As I was preparing for this talk, I was trying to find a particular book that I wanted to reference. I looked everywhere in our house – I have books strung out in just about every room. I couldn’t find it, but I did find a book that I bought a couple of years ago – Bread of Life; Savoring the All-Satisfying Goodness of Jesus Through the Art of Bread Making. As I flipped through the pages, it started to bring back a memory of my mother and what I’m pretty sure was her first attempt at making bread from scratch. We lived in the country at the time, and because of that, I think my mom thought she had to try to do what she thought country folk did – bake, and grow and can vegetables, to name a couple of those things. I don’t remember many of the details, except that this particular recipe called for coating the bread dough with corn meal. And my mom burnt it – it smelled up the entire house. I tried to escape to the attic, but the aroma of burnt cornmeal wafted up through the rafters, and the house reeked of her burnt offering for days.
But getting back to the book - I caught this paragraph at the end of one of the devotionals interspersed with the recipes throughout the book.
Author April Dodds says that “Discipleship is often not a straight line. We walk with people, we teach them what we know of God’s word and ways, we bring the presence of the Lord to bear in their everyday moments, and sometimes they receive it and other times they don’t. . . From the sermon to the car ride home, from baptism to washing the car, from the Lord’s Supper to lunch at the ball game—the bread of the presence is Jesus, and there’s never a time when he is not with us.”
The bread of the presence is Jesus. In the intro to the book, she says that it is primarily spiritual yet has recipes in it. She describes, “It is a book about hunger, bread, the word of God, and Jesus.”
I hope you can forgive me for going on the proverbial rabbit trail, but this got me to contemplating Jesus as the bread of life.
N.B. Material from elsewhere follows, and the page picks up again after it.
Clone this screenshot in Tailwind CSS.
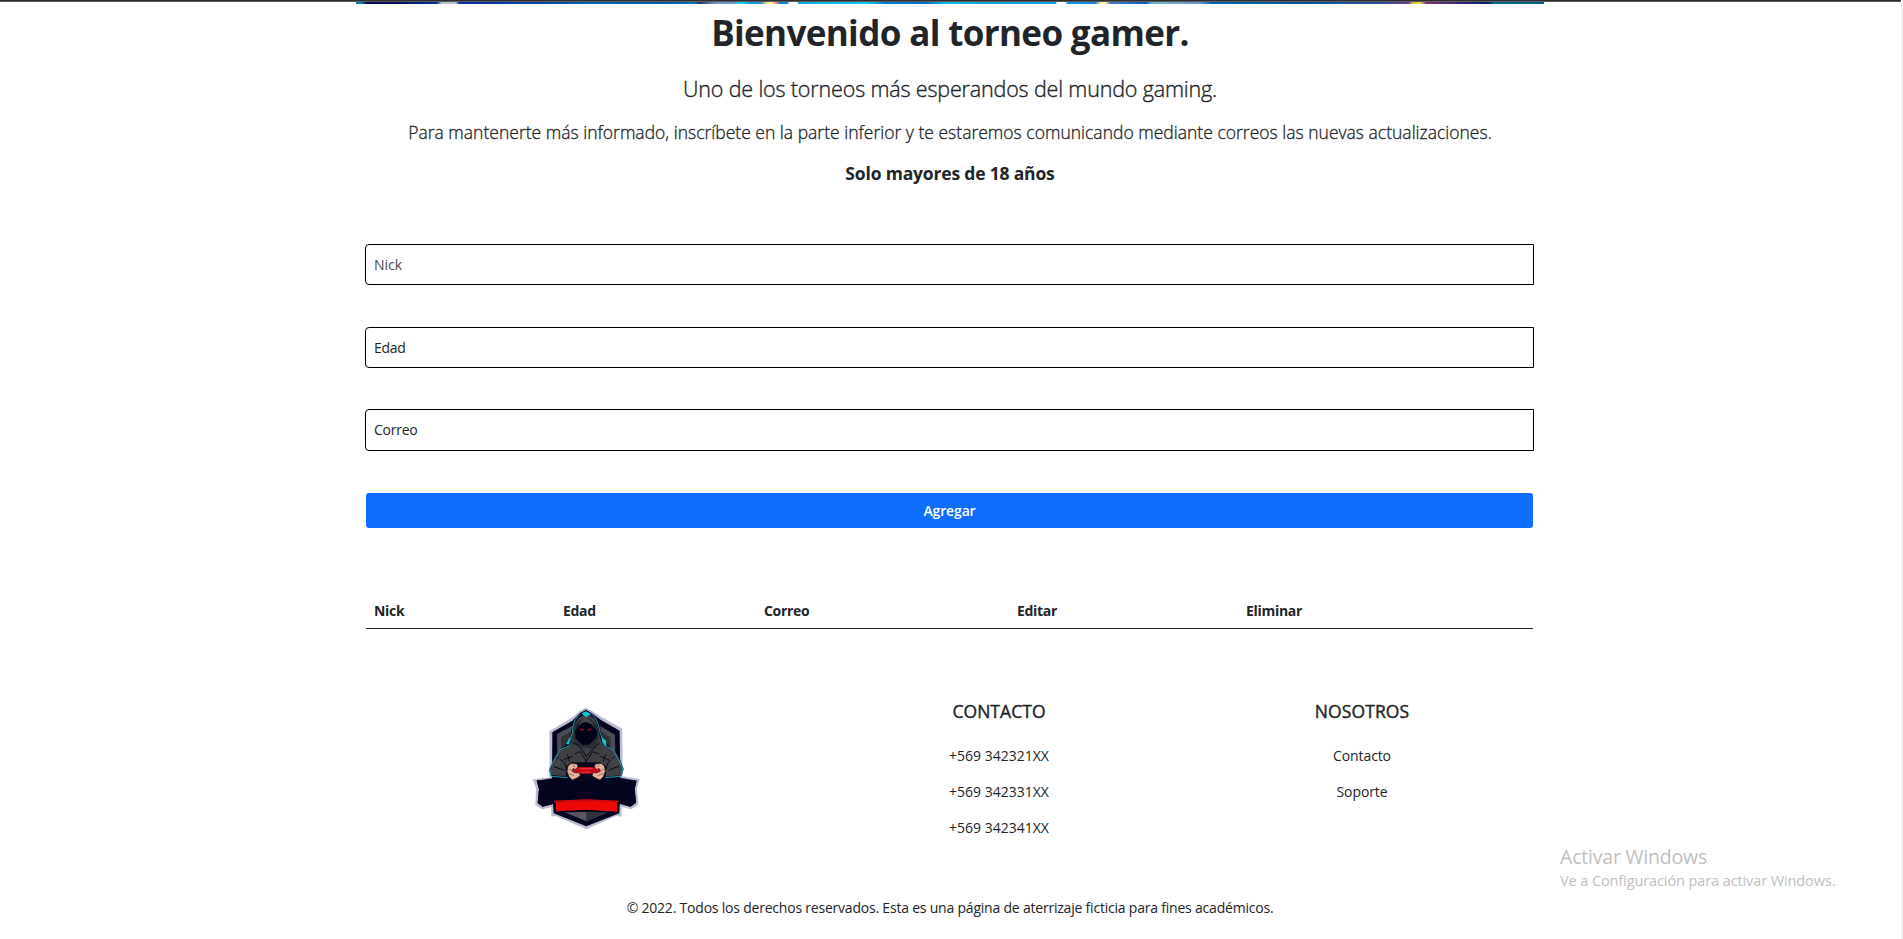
<!DOCTYPE html>
<html lang="es">
<head>
<meta charset="utf-8">
<title>Torneo gamer</title>
<script src="https://cdn.jsdelivr.net/npm/@tailwindcss/browser@4"></script>
</head>
<body class="flex h-[939px] overflow-hidden bg-white font-['Open_Sans','Noto_Sans',sans-serif] text-sm text-[#212529]">
<div class="flex min-w-0 flex-1 flex-col">
  <div class="h-px bg-[#2f2d2e]"></div>
  <div class="h-px bg-[#5d5a5b]"></div>
  <main class="ml-[356px] w-[1188px]">
    <!-- banner -->
    <svg class="block h-[2px] w-full" viewBox="0 0 1188 2" preserveAspectRatio="none">
      <defs>
        <linearGradient id="banner">
          <stop offset="0" stop-color="#0a6fa0"/><stop offset=".004" stop-color="#0a86c8"/><stop offset=".009" stop-color="#020c50"/><stop offset=".035" stop-color="#020a56"/><stop offset=".068" stop-color="#0636a0"/>
          <stop offset=".072" stop-color="#b9bfd8"/><stop offset=".084" stop-color="#b9bfd8"/><stop offset=".087" stop-color="#0834a0"/><stop offset=".15" stop-color="#0340a8"/><stop offset=".2" stop-color="#0266b4"/><stop offset=".26" stop-color="#0058b0"/><stop offset=".285" stop-color="#0a70b0"/>
          <stop offset=".29" stop-color="#2c3560"/><stop offset=".302" stop-color="#7090c8"/><stop offset=".318" stop-color="#68a0d8"/><stop offset=".325" stop-color="#00dcf0"/><stop offset=".332" stop-color="#0a98dc"/><stop offset=".341" stop-color="#2090e0"/><stop offset=".346" stop-color="#fff060"/><stop offset=".35" stop-color="#fff8b0"/><stop offset=".354" stop-color="#e08060"/><stop offset=".357" stop-color="#0a80d8"/><stop offset=".363" stop-color="#0a90e0"/>
          <stop offset=".365" stop-color="#fff"/><stop offset=".371" stop-color="#fff"/><stop offset=".373" stop-color="#00a8e8"/><stop offset=".43" stop-color="#00d0f0"/><stop offset=".445" stop-color="#0078d0"/><stop offset=".48" stop-color="#0070c8"/><stop offset=".495" stop-color="#00b8e8"/><stop offset=".53" stop-color="#00a0e0"/><stop offset=".589" stop-color="#00a4ec"/>
          <stop offset=".59" stop-color="#fff"/><stop offset=".597" stop-color="#fff"/><stop offset=".599" stop-color="#0a9ce8"/><stop offset=".622" stop-color="#1a80d8"/><stop offset=".627" stop-color="#fff0a0"/><stop offset=".631" stop-color="#fff0a0"/><stop offset=".635" stop-color="#4878d0"/><stop offset=".665" stop-color="#0a58b8"/><stop offset=".67" stop-color="#70b8c8"/><stop offset=".71" stop-color="#6898d0"/><stop offset=".72" stop-color="#0068b0"/><stop offset=".79" stop-color="#005898"/><stop offset=".86" stop-color="#2a5098"/>
          <stop offset=".886" stop-color="#703a90"/><stop offset=".89" stop-color="#e8c040"/><stop offset=".896" stop-color="#d8e050"/><stop offset=".901" stop-color="#803078"/><stop offset=".93" stop-color="#302878"/><stop offset=".953" stop-color="#021c60"/><stop offset=".958" stop-color="#007090"/><stop offset="1" stop-color="#005e88"/>
        </linearGradient>
      </defs>
      <rect width="1188" height="2" fill="url(#banner)"/>
    </svg>
    <div class="px-[10px]">
      <header class="text-center whitespace-nowrap">
        <h1 class="h-14 text-[35px] leading-[57px] font-bold tracking-[-0.64px]">Bienvenido al torneo gamer.</h1>
        <p class="h-14 text-[21.5px] leading-[57px] font-light tracking-[-0.16px] [-webkit-text-stroke:0.35px]">Uno de los torneos más esperandos del mundo gaming.</p>
        <p class="h-8 text-[17.5px] leading-[33px] font-light tracking-[0.01px] [-webkit-text-stroke:0.3px]">Para mantenerte más informado, inscríbete en la parte inferior y te estaremos comunicando mediante correos las nuevas actualizaciones.</p>
        <p class="mt-[9px] h-8 text-[17.5px] leading-8 font-bold tracking-[-0.18px]">Solo mayores de 18 años</p>
      </header>
      <form class="mt-[55px] flex flex-col">
        <div class="-ml-px flex h-[41px] w-[1169px] items-center rounded-l border border-black px-2 pt-px text-[#444a50]">Nick</div>
        <div class="mt-[42px] -ml-px flex h-[41px] w-[1169px] items-center rounded-l border border-black px-2 pt-px tracking-[-0.25px]">Edad</div>
        <div class="mt-[41px] -ml-px flex h-[42px] w-[1169px] items-center rounded-l border border-black px-2 tracking-[-0.25px]">Correo</div>
        <button type="button" class="mt-[42px] h-[35px] w-[1167px] rounded-[3px] bg-[#0d6efd] pt-px font-semibold tracking-[-0.15px] text-white">Agregar</button>
      </form>
      <div class="mt-[64px] grid h-[37px] w-[1167px] grid-cols-[189px_201px_253px_229px_295px] border-b border-[#212529] leading-[38px] font-bold tracking-[-0.3px]">
        <div class="px-2">Nick</div><div class="px-2">Edad</div><div class="px-2">Correo</div><div class="px-2">Editar</div><div class="px-2">Eliminar</div>
      </div>
    </div>
  </main>
  <footer class="flex flex-1 flex-col">
    <div class="flex h-[211px] pt-[66px] text-center">
      <div class="ml-[403px] flex w-[364px] justify-center pl-1">
        <svg class="h-[145px] w-[135px]" viewBox="0 0 405 435">
          <path fill="#bcbcd0" d="M198 38 217 49 243 65 307 101 308 244 359 252 351 280 355 329 334 343 305 336 304 365 290 362 199 403 106 363 94 365 93 337 66 343 46 329 48 280 38 253 89 247 88 109 158 66 180 47Z"/>
          <path fill="#04041f" d="M198 44 218 56 243 75 299 107 301 248 350 257 344 281 348 323 332 335 299 326 298 355 199 394 101 355 99 327 68 335 53 324 57 283 50 257 96 250 97 112 157 77 180 54Z"/>
          <path fill="#4b4c55" d="M157 92 111 117 112 178 123 160 123 127 153 111ZM240 93 285 119 286 182 271 163 270 128 243 111Z"/>
          <path fill="#303238" d="M123 127 153 111 151 127 137 150 123 163ZM270 128 245 112 247 132 262 148 272 160Z"/>
          <path fill="#16c3cf" d="M150 126 138 147 152 150ZM245 126 258 137 259 154 245 150Z"/>
          <path fill="#3e4044" stroke="#080820" stroke-width="2" d="M198 58C180 60 166 77 160 97L152 135 146 153 119 165 103 190 88 226 93 241 148 246 155 212 244 212 249 247 304 242 310 222 297 189 282 166 252 152 242 132 234 94C228 72 216 60 198 58Z"/>
          <path fill="#16c3cf" d="M184 55 198 49 214 57 198 67Z"/>
          <path fill="none" stroke="#24b5bd" stroke-width="2.5" d="M181 58C165 69 158 90 157 112L150 137M216 58C231 72 237 91 240 112L249 138M148 152 119 165 106 188 89 219 92 244 144 248M253 151 280 165 294 191 308 218 304 244 255 248"/>
          <path fill="#2b2d34" d="M165 91 180 75 198 69 215 75 230 91 237 128 229 149 221 162 170 155 159 132Z"/>
          <path fill="#020218" d="M174 88 198 79 221 88 232 110 229 128 207 149 189 151 167 130 165 108Z"/>
          <path fill="#3d3e42" d="M154 141 178 153 195 174 199 182 216 164 240 143 247 153 238 177 218 170 199 198 181 170 163 177 150 150Z"/>
          <path fill="none" stroke="#070719" stroke-width="3" d="M154 141 178 153 199 184 217 164 240 143M163 177 181 170 199 198 218 170 238 177M113 187 134 204 145 239M284 185 264 204 251 241M131 194 158 184M241 184 269 196M102 215 134 226M266 226 297 213M142 179 149 199M257 178 250 199M198 197V216"/>
          <path fill="#48494b" d="M169 101 182 80 196 67 207 75 217 83 229 104 214 88 198 80 184 85ZM106 207 120 187 122 202 111 213ZM275 190 296 214 286 211 274 201Z"/>
          <path fill="#c50a1b" d="m180 100 12 4-3 3-7-2Zm34 0-12 4 3 3 7-2Z"/>
          <path fill="#08081f" d="M138 214 154 202 240 202 258 214 258 246 240 258 154 258 137 242Z"/>
          <path fill="#c90813" d="M159 222 178 216 217 216 238 221 244 239 231 245 218 236 179 236 165 246 154 239Z"/>
          <path fill="#e8343a" d="M178 219h40v4h-40Zm4 11h31v3h-31Z"/>
          <path fill="#e9b29c" stroke="#281720" stroke-width="2" d="m144 213 10-8 17 2 3 9-9 8-5-4-4 9 12 5 9-2 4 10-12 8-12 5-10-10-6-16Zm109 0-10-8-17 2-3 9 9 8 5-4 4 9-12 5-9-2-4 10 12 8 12 5 10-10 6-16Z"/>
          <path fill="none" stroke="#7a4544" stroke-width="2" d="m146 224 13 2m-12 9 15 7m89-18-13 2m12 9-15 7M158 209l7 6M239 209l-7 6"/>
          <path fill="#04041f" d="M50 256 92 256 130 259 199 262 268 259 306 255 350 257 344 281 348 323 332 335 299 326 99 327 68 335 53 324 57 283Z"/>
          <path fill="#575861" d="M132 351 199 350 267 351 199 379Z"/>
          <path fill="#303138" d="M199 350 267 351 199 379Z"/>
          <path fill="#04041f" d="M96 312 104 318 199 311 295 318 302 312 293 353 199 350 107 353Z"/>
          <path fill="#ee0909" d="M99 317 199 313 300 317 291 322 292 350 199 344 107 349 108 323Z"/>
          <path fill="none" stroke="#9b0715" stroke-width="2" d="M103 320 199 317 296 320"/>
        </svg>
      </div>
      <div class="w-[464px]">
        <h2 class="mt-px h-[30px] text-[17.5px] leading-[30px] font-medium tracking-[0.05px] [-webkit-text-stroke:0.4px]">CONTACTO</h2>
        <p class="mt-[12px] h-9 leading-9">+569 342321XX</p>
        <p class="h-9 leading-9">+569 342331XX</p>
        <p class="h-9 leading-9">+569 342341XX</p>
      </div>
      <div class="w-[262px]">
        <h2 class="mt-px h-[30px] text-[17.5px] leading-[30px] font-medium tracking-[0.1px] [-webkit-text-stroke:0.4px]">NOSOTROS</h2>
        <p class="mt-[12px] h-9 leading-9 tracking-[-0.1px]">Contacto</p>
        <p class="h-9 leading-9 tracking-[-0.1px]">Soporte</p>
      </div>
    </div>
    <p class="mt-[50px] ml-[356px] h-9 w-[1188px] text-center leading-9 tracking-[-0.21px]">© 2022. Todos los derechos reservados. Esta es una página de aterrizaje ficticia para fines académicos.</p>
  </footer>
</div>
<div class="mt-[2px] w-[2px] bg-[#f0f0f0]"></div>
<!-- system watermark over the page -->
<div class="absolute top-[843px] left-[1560px] whitespace-nowrap text-[#bfbfbf]">
  <div class="h-7 text-[19.5px] leading-7 tracking-[-0.2px]">Activar Windows</div>
  <div class="h-5 text-[14.5px] leading-5 tracking-[-0.1px]">Ve a Configuración para activar Windows.</div>
</div>
</body>
</html>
In John 6:35 (ESV), Jesus said to them, “I am the bread of life; whoever comes to me shall not hunger, and whoever believes in me shall never thirst.” And in John 6:51, He says, “I am the living bread that came down from heaven. If anyone eats of this bread, he will live forever. And the bread that I will give for the life of the world is my flesh.”
The imagery and symbolism of bread throughout the Bible is very rich, but the paradox of the breaking of bread with Jesus’ body breaking – his death – from which we receive eternal life – the bread of life – is beyond compare.
For people of the Jewish faith, bread serves as a symbol of the way God feeds our souls. When Jewish people eat challah, a special bread made of dough braided into loaves and served on the Sabbath and at many holiday meals, they think about how they are connected to God.
In the Lord’s Prayer (Matthew 6:9-13), Jesus says that we should pray “Give us this day our daily bread,” which we have interpreted to mean praying for our daily needs – food, etc. But perhaps it can also mean praying for the bread of life – the presence of Jesus, the Word of God.
My latest Bible purchase – the NIV Cultural Backgrounds Study Bible, talks about the importance of a father or the head of the household giving thanks for the elements of the meal. The first-century practice was that thanks was given first for the wine and then the bread. However, at Passover, thanksgiving (or the prayer of blessing) was given for the bread first. The significance of the unleavened bread would be explained as they remembered the first Passover and the release of bondage from the Egyptians. But in our passage, Jesus gave a new meaning for the bread as he speaks about redemption – his body being given for us. After the meal, Jesus took another cup of wine and talked about the new covenant, in his blood, poured out for us. Again, this is another reminder or remembrance of the blood that was spattered on the door frames so that the angel of Death would “pass over” those who obeyed the instructions that were given to them by God.
Some would suggest that as we give thanks for the provision of food, we should be giving thanks for the sacrifice that Christ made by offering his own body, symbolized by the bread (or meal) that we partake of each day. As food is necessary to maintain our physical health, so is the Bread of Life crucial for our spiritual health.
In case you’re wondering, I didn’t find the book that I was originally looking for, but I was able to find the quote by the author that I wanted to use. I had originally meant to do a study as to the different terms that we use to describe communion and how remembrance is an important part of Jewish life and rituals. So I want to leave us with Ann Voskamp’s wonderful explanation for the term Eucharist. In the original language, “He (meaning Jesus) gave thanks” reads “eucharisteo.” The root word of eucharisteo is charis, meaning “grace.” Jesus took the bread and saw it as grace and gave thanks.” Ann also says that “Eucharisteo means 'to give thanks,' and give is a verb, something that we do. God calls me to do thanks, to give the thanks away. That thanks-giving might literally become “thanks-living.” That our lives become the very blessings we have received.”
Isn’t it time that we purpose to give thanks every day for the gift of eternal life, the bread of the presence of Jesus, the bread of life, and start “thanks-living?”